EX-99.16 2 ex99_16.htm EXHIBIT 99.16
 

Exhibit 99.16

 

(Harney Logo)  Harney Westwood & Riegels
3501 The Center
99 Queen’s Road Central
Hong Kong
Tel: +852 5806 7800
Fax: +852 5806 7810

 

11 October 2017

By Email & By Post

 

chai.ridgers@harneys.com

+852 5806 7869

 

Kirkland & Ellis LLP

26th Floor, Gloucester Tower

The Landmark

15 Queen’s Road Central

Hong Kong

Dear Sirs

UTStarcom Holdings Corp (the Company)

We act as Cayman Islands counsel for Shanghai Phicomm Communication Technology Co Limited and its subsidiaries and affiliates (Phicomm). Phicomm is the beneficial owner of 5,000,000 ordinary shares in the Company. This represents approximately 14.1% of the Company’s issued share capital as at the date of this letter, based on 35,400,000 ordinary shares outstanding.1

On March 31, 2017, the Company disclosed that it had received a non-binding proposal for the purchase of all the ordinary shares of the Company not owned by members of the “Consortium” referred to below (the Proposal). We understand that you are both U.S. disclosure counsel for the Company and counsel for the special committee formed by the Company’s board to consider the Proposal and any proposed transaction arising out of the Proposal. We are writing to you in both your capacities.

The Proposal has been made by a group styled as the “Consortium”. The Consortium comprises the interests of three of the five directors of the Company, namely Himanshu Shah, Chairman of the Board, Hong Liang Lu and Tenling Ti (CEO and a director) and/or entities affiliated with those directors.

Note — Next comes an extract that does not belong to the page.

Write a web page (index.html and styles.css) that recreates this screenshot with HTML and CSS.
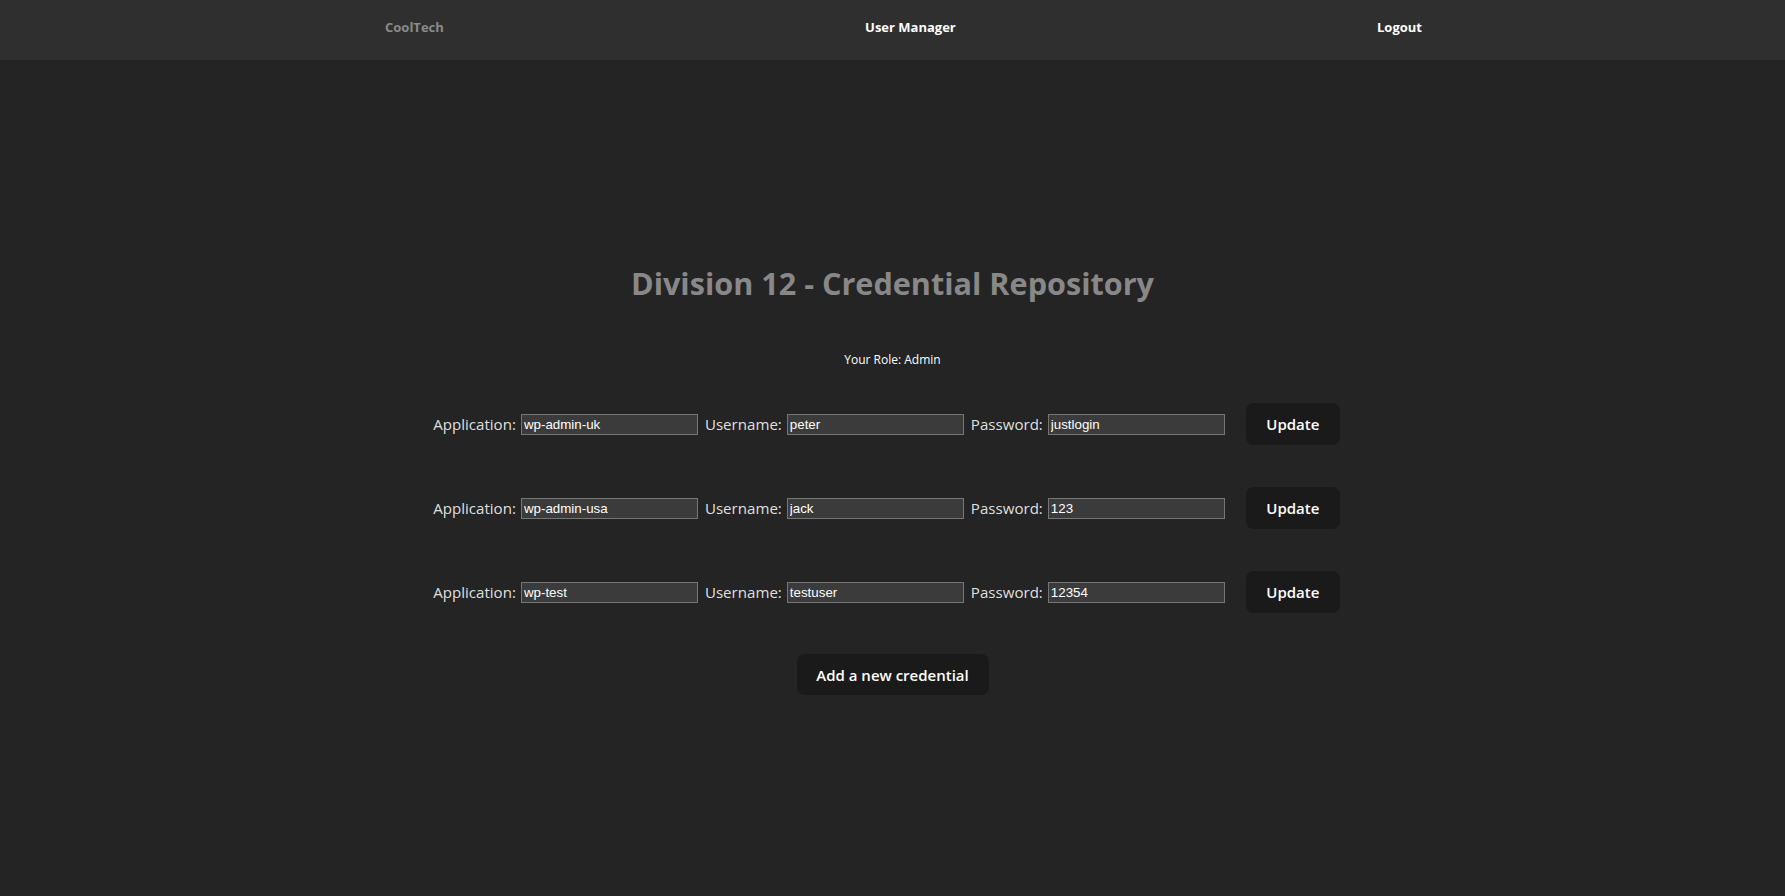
FILE: index.html
```html
<!DOCTYPE html>
<html>
<head>
<meta charset="utf-8">
<link rel="stylesheet" href="styles.css">
</head>
<body>
<header class="topbar">
  <nav class="nav">
    <span class="brand">CoolTech</span>
    <span class="nav-link">User Manager</span>
    <span class="nav-link">Logout</span>
  </nav>
</header>
<main class="main">
  <h1 class="title">Division 12 - Credential Repository</h1>
  <p class="role">Your Role: Admin</p>
  <div class="rows">
    <div class="row">
      <label class="lbl">Application:</label><input class="field" value="wp-admin-uk">
      <label class="lbl">Username:</label><input class="field" value="peter">
      <label class="lbl">Password:</label><input class="field" value="justlogin">
      <button class="btn btn-update">Update</button>
    </div>
    <div class="row">
      <label class="lbl">Application:</label><input class="field" value="wp-admin-usa">
      <label class="lbl">Username:</label><input class="field" value="jack">
      <label class="lbl">Password:</label><input class="field" value="123">
      <button class="btn btn-update">Update</button>
    </div>
    <div class="row">
      <label class="lbl">Application:</label><input class="field" value="wp-test">
      <label class="lbl">Username:</label><input class="field" value="testuser">
      <label class="lbl">Password:</label><input class="field" value="12354">
      <button class="btn btn-update">Update</button>
    </div>
  </div>
  <button class="btn btn-add">Add a new credential</button>
</main>
</body>
</html>
```
FILE: styles.css
```css
html, body {
  margin: 0;
  padding: 0;
}
body {
  background: #242424;
  color: rgba(255, 255, 255, 0.87);
  font-family: "Open Sans", "Noto Sans", sans-serif;
  min-height: 896px;
}
.topbar {
  background: #2f2f2f;
  height: 60px;
  display: flex;
  align-items: center;
}
.nav {
  flex: 1;
  display: flex;
  justify-content: space-between;
  padding: 0 363px 0 385px;
  font-size: 13px;
  font-weight: 700;
  margin-top: -6px;
}
.brand {
  color: #8a8a8a;
}
.nav-link {
  color: #ffffff;
}
.main {
  display: flex;
  flex-direction: column;
  align-items: center;
}
.title {
  margin: 201px 0 0;
  font-size: 30.6px;
  font-weight: 700;
  color: #888888;
  line-height: 44px;
}
.role {
  margin: 46px 0 0;
  font-size: 12px;
  color: #ffffff;
}
.rows {
  margin-top: 35px;
  display: flex;
  flex-direction: column;
  gap: 42px;
}
.row {
  display: flex;
  align-items: center;
  margin-left: -12px;
}
.lbl {
  font-size: 15.1px;
  color: rgba(255, 255, 255, 0.87);
  margin-right: 5px;
}
.field {
  box-sizing: border-box;
  width: 177px;
  height: 21px;
  margin: 0 7px 0 0;
  padding: 1px 2px;
  background: #3b3b3b;
  border: 1px solid #767676;
  color: #ffffff;
  font-family: "Liberation Sans", Arial, sans-serif;
  font-size: 13.33px;
}
.btn {
  box-sizing: border-box;
  border: 1px solid transparent;
  border-radius: 8px;
  background: #1a1a1a;
  color: #ffffff;
  font-family: "Open Sans", "Noto Sans", sans-serif;
  font-size: 15px;
  font-weight: 600;
  height: 42px;
  padding: 0 19px;
}
.btn-update {
  margin-left: 14px;
  width: 94px;
}
.btn-add {
  margin-top: 41px;
  width: 192px;
  height: 41px;
  padding: 0;
}
```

As you are aware, our client has publicly expressed its opposition to the Proposal and any transaction that would privatize the Company. Our client’s position is that shareholder value in the Company can best be served if the Company’s ordinary shares continue to be listed and publicly traded. Our client finds it particularly distressing that shortly after the Proposal was disclosed, the Company announced that it would be unable to timely file its Form 20-F Annual Report for 2016 because it needed more time to finalize its impairment assessment of an investment. That announcement was followed by the Company’s receipt of a notice from NASDAQ that the Company’s failure to file its annual report for 2016 placed it in violation of NASDAQ’s listing rules and subject to potential delisting. In connection with the Company’s change of its auditors announced on September 13 the Company indicated that it was in discussions with its auditors regarding a number of additional accounting issues, as well as material weaknesses in the Company’s internal control over financial reporting. The Company has stated that it now expects to file its 2016 Form 20-F on or about November 15, 2017, or one day subsequent to the deadline agreed to with Nasdaq.

 

 

1 Phicomm has stated in its Schedule 13D filed with the SEC that it may be deemed to be acting as a “group” with Talent Transmission Limited, a Marshall Islands company, in connection with its shareholding in the Company. We are counsel to Phicomm, and this letter is sent solely on behalf of Phicomm.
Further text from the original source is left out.